It's here. It happened. The day we knew would eventually come but blithely thought we could avoid forever. A went back to work. After 30 months off. I'm thankful that he's able to go back to the career he reached for for so long. But a bit wistful as well.
It's a strange transition. I know what it's like to live this life, it's what I lived most of the time that we've been together. But now I know the other life too. I wish I could find a compromise of the two. At least with both Kidzilla and me in school, we are occupied. I've been trying to outline some sort of routine for us to keep things organized, it will come with time.

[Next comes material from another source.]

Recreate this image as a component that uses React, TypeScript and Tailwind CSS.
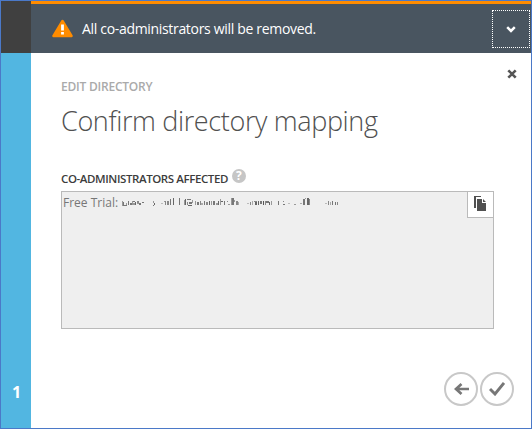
import React from "react";

const FONT = "font-['Open_Sans','Noto_Sans',sans-serif]";

// x, y, width, height, shade of each surviving fragment of the obscured address
const FRAGMENTS: [number, number, number, number, string][] = [
  [0, 3, 1, 5, "#999"], [1, 4, 1, 4, "#777"], [2, 7, 3, 1, "#777"], [4, 5, 1, 2, "#999"],
  [6, 3, 1, 4, "#777"], [8, 5, 2, 2, "#777"], [10, 3, 1, 4, "#999"], [11, 3, 2, 1, "#777"], [11, 5, 2, 2, "#999"],
  [13, 4, 1, 3, "#666"], [15, 3, 2, 2, "#888"], [15, 5, 3, 1, "#999"], [17, 5, 2, 2, "#777"], [20, 4, 2, 1, "#777"],
  [31, 3, 1, 2, "#999"], [32, 5, 1, 2, "#666"], [31, 7, 1, 1, "#777"], [39, 5, 2, 1, "#bbb"],
  [42, 3, 1, 1, "#999"], [43, 3, 1, 4, "#888"], [45, 3, 2, 4, "#888"], [48, 1, 1, 6, "#777"], [51, 0, 1, 7, "#666"],
  [57, 0, 1, 7, "#777"], [62, 2, 1, 5, "#999"], [63, 1, 1, 6, "#666"], [65, 1, 4, 1, "#777"], [65, 4, 1, 3, "#888"],
  [66, 7, 4, 1, "#666"], [67, 4, 3, 2, "#777"], [70, 2, 1, 3, "#999"],
  [73, 3, 1, 4, "#999"], [75, 4, 2, 3, "#777"], [78, 3, 1, 4, "#888"], [79, 5, 2, 2, "#aaa"], [82, 3, 1, 4, "#777"],
  [84, 4, 2, 3, "#888"], [87, 3, 1, 4, "#666"], [89, 3, 1, 4, "#999"], [91, 3, 2, 4, "#777"], [94, 5, 2, 2, "#999"],
  [96, 3, 1, 4, "#666"], [98, 1, 1, 6, "#999"], [99, 3, 2, 1, "#666"], [102, 3, 1, 4, "#777"],
  [105, 3, 1, 1, "#888"], [106, 6, 2, 1, "#999"], [109, 0, 1, 7, "#999"], [110, 0, 2, 7, "#777"], [112, 2, 1, 2, "#999"],
  [114, 3, 2, 4, "#888"], [116, 4, 1, 3, "#aaa"], [125, 5, 2, 1, "#bbb"], [128, 4, 1, 3, "#888"], [130, 3, 1, 4, "#aaa"],
  [132, 3, 3, 1, "#888"], [133, 4, 2, 3, "#666"], [136, 3, 1, 4, "#666"], [138, 3, 2, 3, "#777"], [141, 3, 1, 4, "#555"],
  [143, 3, 1, 4, "#888"], [144, 3, 3, 2, "#777"], [147, 4, 1, 3, "#666"], [149, 3, 1, 4, "#999"],
  [156, 3, 1, 4, "#777"], [161, 3, 1, 1, "#888"], [161, 6, 2, 1, "#777"], [166, 5, 2, 1, "#bbb"], [172, 6, 2, 1, "#999"],
  [178, 5, 2, 1, "#aaa"], [181, 1, 2, 6, "#777"], [183, 0, 1, 1, "#999"], [185, 0, 2, 7, "#666"], [187, 1, 1, 6, "#888"],
  [203, 5, 2, 1, "#bbb"], [206, 3, 1, 4, "#888"], [208, 4, 1, 3, "#aaa"], [210, 3, 1, 4, "#777"], [213, 4, 1, 3, "#777"], [215, 4, 1, 3, "#888"],
];

export default function App() {
  return (
    <div className={`flex h-[429px] w-[532px] flex-col overflow-hidden border border-[#4b79c8] bg-white ${FONT}`}>
      <header className="flex h-[52px] shrink-0">
        <div className="w-[30px] bg-[#404040]" />
        <div className="flex flex-1 items-start border-t-[3px] border-[#ff8c00] bg-[#495560]">
          <svg className="mt-[15px] ml-[21px] h-[19px] w-[21px]" viewBox="0 0 21 19">
            <path d="M10.5 2 L19.5 17 H1.5 Z" fill="#ff8c00" stroke="#ff8c00" strokeWidth="2.5" strokeLinejoin="round" />
            <path d="M10.5 5.5 V11.5 M10.5 13 V15.5" stroke="white" strokeWidth="2.8" />
          </svg>
          <p className="mt-[15px] ml-[9px] h-5 flex-1 text-sm leading-5 tracking-[-0.32px] text-white">All co-administrators will be removed.</p>
          <button className="mt-1.5 mr-px flex h-[38px] w-[38px] items-center justify-center border border-dotted border-white">
            <svg className="h-[7px] w-[10px]" viewBox="0 0 10 7"><path d="M1.2 1.2 L5 5 L8.8 1.2" fill="none" stroke="white" strokeWidth="2.5" /></svg>
          </button>
        </div>
      </header>
      <div className="flex min-h-0 flex-1">
        <aside className="flex w-[30px] items-end justify-center bg-[#52b6e1] pb-[26px] pl-px text-base leading-5 font-bold text-white">1</aside>
        <main className="flex flex-1 flex-col pl-[30px]">
          <div className="flex h-[50px] justify-between pr-3.5">
            <h2 className="mt-6 text-xs leading-5 font-semibold tracking-[-0.22px] text-[#aaaaaa]">EDIT DIRECTORY</h2>
            <svg className="mt-4 h-[10px] w-[10px]" viewBox="0 0 10 10"><path d="M1.3 1.3 L8.7 8.7 M8.7 1.3 L1.3 8.7" stroke="#555" strokeWidth="2.6" /></svg>
          </div>
          <h1 className="h-[64px] text-[27px] leading-9 font-light tracking-[-0.36px] whitespace-nowrap text-[#505050]">Confirm directory mapping</h1>
          <div className="flex h-6 items-start gap-1">
            <h3 className="mt-[2px] text-[11.5px] leading-5 font-semibold tracking-[-0.41px] whitespace-nowrap text-[#3c3c3c]">CO-ADMINISTRATORS AFFECTED</h3>
            <span className="mt-[2px] flex h-[14px] w-[14px] items-center justify-center rounded-full bg-[#c6c6c6] text-xs font-bold text-white">?</span>
          </div>
          <section className="flex h-[138px] w-[433px] justify-between border border-[#bababa] bg-[#efefef]">
            <div className="flex pl-px">
              <span className="w-[55px] text-xs leading-[22px] whitespace-nowrap text-[#777]">Free Trial:</span>
              <svg className="mt-[6px] ml-1 h-[10px] w-[220px]" viewBox="0 0 220 10" shapeRendering="crispEdges">
                {FRAGMENTS.map(([x, y, w, h, c], i) => <rect key={i} x={x} y={y} width={w} height={h} fill={c} />)}
              </svg>
            </div>
            <button className="flex h-[26px] w-[26px] items-start border-b border-l border-[#bababa] bg-white">
              <svg className="mt-1 ml-1.5 h-[15px] w-[13px]" viewBox="0 0 13 15"><path d="M0 0 H7 V1 H2 V12 H0 Z M3 3 H8 V7 H12 V15 H3 Z M9 3 L12 6 H9 Z" fill="#505050" /></svg>
            </button>
          </section>
          <footer className="mt-[43px] ml-[383px] flex gap-0.5">
            <button className="flex h-[34px] w-[34px] items-center justify-center rounded-full border-2 border-[#c8c8c8]">
              <svg className="h-3 w-[15px]" viewBox="0 0 15 12"><path d="M15 6 H2 M7.5 1 L2 6 L7.5 11" fill="none" stroke="#777" strokeWidth="2.7" /></svg>
            </button>
            <button className="flex h-[34px] w-[34px] items-center justify-center rounded-full border-2 border-[#c8c8c8]">
              <svg className="h-[14px] w-4" viewBox="0 0 16 14"><path d="M1 7 L6 12 L15 1" fill="none" stroke="#777" strokeWidth="2.9" /></svg>
            </button>
          </footer>
        </main>
      </div>
    </div>
  );
}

After having spent the past 7 weeks joined at the hip while I've been on summer break, this is probably the best possible time for him to be away for a while. Since we had two weeks notice of his upcoming retraining, we were able to mentally prepare ourselves. But still, yesterday there were tears at the airport. Not the big bawling kind there were the first time I dropped him off for training, but a few. There was also the morning packing episode where A finally showed his stress about going. But together we finally got all of his things correctly and compactly packed. He left us with last minute instructions about the best place to park our car in the complex, instructions on proper dishwashing techniques and a request to please not spend too much money at the grocery store- all signature A worries when he's not here to supervise. I was touched that he was so concerned about us being on our own, sometimes we all forget to tell people how much we care about them.
The most difficult part of this training, for Kidzilla and me, (aside from having to have Kidzilla at the bus stop at 6:40am daily) is that due to the limited flight schedule at our local regional airport, for most of A's time off between training sessions, we are going to have to rondevu in Jacksonville, three hours away. A simply CAN'T get home to our local airport and have any reasonable amount of time home before he has to go back. Thankfully we have a place to stay in Jacksonville, because we'll be headed there for at least the next three consecutive weekends. Incidentally, I think we finally found the one positive thing about working for Gulfstream Airlines- they don't fly on Saturdays. At all. Not enough to outweigh the negatives, but at least it's something.
This going back to work process has been interesting. There was recently a round of recalls for furloughed pilots as well and the training center seemed to have difficulty with the fact that A was a return to work off disability and NOT a furloughee. I was able to connect with another pilot wife from the company who's husband was also returning to work off disability and we were able to bounce experiences off of each other. It was a sanity saver because we were both being told different things at different times. Our husbands ended up in training together. Hopefully it's the start of a long friendship for us all.
It was so frustrating knowing that different people were being told different things. As a "helper" type person (I'm a social worker after all), I want so bad to sit down with the heads of HR and training and say "hey, this was our experience and I know you can do better. Here's my suggestions". If I were in charge of HR I would want to know so I could make everything the most streamlined and efficient as possible. But in large companies, it just doesn't seem to happen that way. At this point though, any effect I did have would be negated by the fact that the company was bought out and is merging with another a year or so down the road anyway.
For now, I'll just concentrate on getting through my last semester of classes (already!) and finding time to enjoy what I have instead of finding all the ways that everyone else could be doing a better job of things.